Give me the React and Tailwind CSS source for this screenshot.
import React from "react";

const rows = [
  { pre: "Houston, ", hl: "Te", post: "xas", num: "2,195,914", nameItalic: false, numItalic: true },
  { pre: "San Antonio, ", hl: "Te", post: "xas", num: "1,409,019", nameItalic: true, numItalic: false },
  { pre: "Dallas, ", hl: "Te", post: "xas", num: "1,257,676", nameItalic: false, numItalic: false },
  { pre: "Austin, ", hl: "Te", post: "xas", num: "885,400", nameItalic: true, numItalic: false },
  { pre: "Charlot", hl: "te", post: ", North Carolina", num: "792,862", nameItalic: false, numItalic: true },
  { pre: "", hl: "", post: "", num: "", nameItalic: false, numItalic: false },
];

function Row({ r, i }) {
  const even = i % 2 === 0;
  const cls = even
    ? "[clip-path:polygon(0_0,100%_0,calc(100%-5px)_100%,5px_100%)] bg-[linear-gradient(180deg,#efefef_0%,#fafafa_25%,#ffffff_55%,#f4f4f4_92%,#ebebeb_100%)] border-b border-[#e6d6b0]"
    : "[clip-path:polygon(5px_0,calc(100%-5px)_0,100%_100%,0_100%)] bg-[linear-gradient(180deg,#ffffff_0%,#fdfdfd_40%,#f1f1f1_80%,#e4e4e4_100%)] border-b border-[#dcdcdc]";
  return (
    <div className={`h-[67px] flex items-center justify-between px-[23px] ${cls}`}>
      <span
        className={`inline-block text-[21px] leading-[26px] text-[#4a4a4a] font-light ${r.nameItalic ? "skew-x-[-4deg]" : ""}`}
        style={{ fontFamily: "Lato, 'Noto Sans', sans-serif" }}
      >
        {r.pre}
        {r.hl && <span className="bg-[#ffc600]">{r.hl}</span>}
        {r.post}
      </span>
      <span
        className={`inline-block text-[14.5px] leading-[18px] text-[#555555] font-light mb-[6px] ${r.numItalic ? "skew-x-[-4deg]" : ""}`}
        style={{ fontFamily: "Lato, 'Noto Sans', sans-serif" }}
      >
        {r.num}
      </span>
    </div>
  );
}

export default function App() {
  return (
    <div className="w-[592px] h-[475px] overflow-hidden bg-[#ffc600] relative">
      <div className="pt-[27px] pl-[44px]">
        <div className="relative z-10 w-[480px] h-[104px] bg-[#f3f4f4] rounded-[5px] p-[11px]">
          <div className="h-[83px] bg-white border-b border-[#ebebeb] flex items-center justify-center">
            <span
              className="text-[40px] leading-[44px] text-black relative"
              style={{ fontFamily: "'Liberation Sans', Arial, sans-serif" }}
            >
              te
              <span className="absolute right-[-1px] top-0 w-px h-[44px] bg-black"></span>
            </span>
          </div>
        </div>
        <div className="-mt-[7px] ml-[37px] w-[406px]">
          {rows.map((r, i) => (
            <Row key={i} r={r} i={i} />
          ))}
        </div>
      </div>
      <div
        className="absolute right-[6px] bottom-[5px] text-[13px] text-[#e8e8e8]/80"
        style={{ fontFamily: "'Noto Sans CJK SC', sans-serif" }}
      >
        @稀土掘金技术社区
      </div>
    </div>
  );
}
■ ■ ■ ■ ■ ■ ■
§ **What to do**
Everything in the listing above should be restated exactly.

§ **Correct output**
Give me the React and Tailwind CSS source for this screenshot.
import React from "react";

const rows = [
  { pre: "Houston, ", hl: "Te", post: "xas", num: "2,195,914", nameItalic: false, numItalic: true },
  { pre: "San Antonio, ", hl: "Te", post: "xas", num: "1,409,019", nameItalic: true, numItalic: false },
  { pre: "Dallas, ", hl: "Te", post: "xas", num: "1,257,676", nameItalic: false, numItalic: false },
  { pre: "Austin, ", hl: "Te", post: "xas", num: "885,400", nameItalic: true, numItalic: false },
  { pre: "Charlot", hl: "te", post: ", North Carolina", num: "792,862", nameItalic: false, numItalic: true },
  { pre: "", hl: "", post: "", num: "", nameItalic: false, numItalic: false },
];

function Row({ r, i }) {
  const even = i % 2 === 0;
  const cls = even
    ? "[clip-path:polygon(0_0,100%_0,calc(100%-5px)_100%,5px_100%)] bg-[linear-gradient(180deg,#efefef_0%,#fafafa_25%,#ffffff_55%,#f4f4f4_92%,#ebebeb_100%)] border-b border-[#e6d6b0]"
    : "[clip-path:polygon(5px_0,calc(100%-5px)_0,100%_100%,0_100%)] bg-[linear-gradient(180deg,#ffffff_0%,#fdfdfd_40%,#f1f1f1_80%,#e4e4e4_100%)] border-b border-[#dcdcdc]";
  return (
    <div className={`h-[67px] flex items-center justify-between px-[23px] ${cls}`}>
      <span
        className={`inline-block text-[21px] leading-[26px] text-[#4a4a4a] font-light ${r.nameItalic ? "skew-x-[-4deg]" : ""}`}
        style={{ fontFamily: "Lato, 'Noto Sans', sans-serif" }}
      >
        {r.pre}
        {r.hl && <span className="bg-[#ffc600]">{r.hl}</span>}
        {r.post}
      </span>
      <span
        className={`inline-block text-[14.5px] leading-[18px] text-[#555555] font-light mb-[6px] ${r.numItalic ? "skew-x-[-4deg]" : ""}`}
        style={{ fontFamily: "Lato, 'Noto Sans', sans-serif" }}
      >
        {r.num}
      </span>
    </div>
  );
}

export default function App() {
  return (
    <div className="w-[592px] h-[475px] overflow-hidden bg-[#ffc600] relative">
      <div className="pt-[27px] pl-[44px]">
        <div className="relative z-10 w-[480px] h-[104px] bg-[#f3f4f4] rounded-[5px] p-[11px]">
          <div className="h-[83px] bg-white border-b border-[#ebebeb] flex items-center justify-center">
            <span
              className="text-[40px] leading-[44px] text-black relative"
              style={{ fontFamily: "'Liberation Sans', Arial, sans-serif" }}
            >
              te
              <span className="absolute right-[-1px] top-0 w-px h-[44px] bg-black"></span>
            </span>
          </div>
        </div>
        <div className="-mt-[7px] ml-[37px] w-[406px]">
          {rows.map((r, i) => (
            <Row key={i} r={r} i={i} />
          ))}
        </div>
      </div>
      <div
        className="absolute right-[6px] bottom-[5px] text-[13px] text-[#e8e8e8]/80"
        style={{ fontFamily: "'Noto Sans CJK SC', sans-serif" }}
      >
        @稀土掘金技术社区
      </div>
    </div>
  );
}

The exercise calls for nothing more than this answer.